The UN Women report details trends based on consultations with thousands of women across Afghanistan – from provincial capitals to rural areas – since the Taliban’s return.

“And the first most striking trend is the erasure of Afghan women from public life,” said Ms. Davidian.

“To date, no woman in Afghanistan is in a leadership position anywhere that has influence politically, either at national or provincial level. When women are engaged in the Taliban’s structures, their roles are largely to monitor compliance of other women with their discriminatory decrees.”

No longer heard, even at home

This political erasure is also mirrored at the social level as a staggering 98 per cent of women surveyed felt they had limited or zero influence over decisions made in their communities.

Furthermore, the percentage of women who feel they have a say in decisions made in their own homes has dropped by nearly 60 per cent over the past year.

“To give some context, three years ago an Afghan women could technically decide to run for President. Now, she may not even be able to decide when to go and buy groceries,” said Ms. Davidian.
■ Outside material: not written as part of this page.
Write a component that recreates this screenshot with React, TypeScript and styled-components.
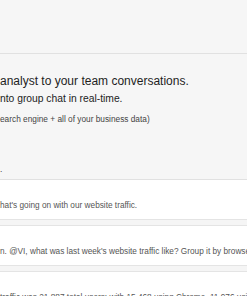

“Now, I’m not saying that three years ago it was perfect. It was not perfect. But it wasn’t this.”

When asked about the finding, she responded: “I think when you take away women’s right to education and restrict their rights to work and public life, it affects all rights and affects women’s agency more generally.”

Mental health crisis

The UN Women data also revealed an escalating mental health crisis linked to the loss of rights.  Sixty-eight per cent of women reported having “bad” or “very bad” mental health, and eight per cent said they knew at least one other woman or girl who had attempted suicide.

Ms. Davidian was adamant that the Taliban’s restrictions on women and girls will affect generations to come.

“Our analysis shows that by 2026, the impact of leaving 1.1 million girls out of school, and 100,000 women out of university, correlates to an increase in early childbearing by 45 per cent and an increase in maternal mortality by up to 50 per cent,” she said.

Invest in women

In the face of the deepening women’s rights crisis in Afghanistan, UN Women are calling for continued investment in the country’s women and girls.

“Nothing undermines the Taliban’s vision for society more than empowering the very part of the population that it seeks to oppress,” Ms. Davidian told reporters.

She said investment means allocating long-term sustainable funding to women’s organizations, designing programmes that directly counter their erasure – such as initiatives focused on education, livelihoods and entrepreneurship – and facilitating spaces “where Afghan women can tell us directly on what their priorities are and what their recommendations are.” 

Regarding entrepreneurship, she explained that Afghan women can run businesses, though mainly home-based, in sectors such as carpet weaving, tailoring and food processing.  However, access to markets and financing are key challenges.

In this regard, UN Women are supporting Afghan women entrepreneurs to overcome these hurdles, in addition to helping them with business development skills “so that in the space that they have, they’re able to utilize it as much as possible.”

An Afghan girl studies at home with the help of her father after being denied the right to carry on studying at school.

© UNICEF/Munir Tanwee/Daf recor

An Afghan girl studies at home with the help of her father after being denied the right to carry on studying at school.

‘The world is watching’

Overall, the agency’s report shows that “Afghan women want to represent themselves, but one meeting, one participation option, is not enough,” Ms. Davidian said.

“In every and any form of engagement, we need to be asking how do we meaningfully include Afghan women?  And how do we break the pattern of women’s exclusion?” 

She also looked at the wider picture as “we are at a real inflection point” in the fight for women’s rights globally, and not just in Afghanistan.

“The world is watching what happens to Afghan women and girls,” she said. “In some cases, it watches to condemn, but in others, it watches to emulate the Taliban’s systematic oppression.” 

She insisted that the international community cannot leave Afghan women to fight alone, because “if we do, we have no moral ground to fight for women’s rights anywhere else. Their fate determines the fate of women everywhere.”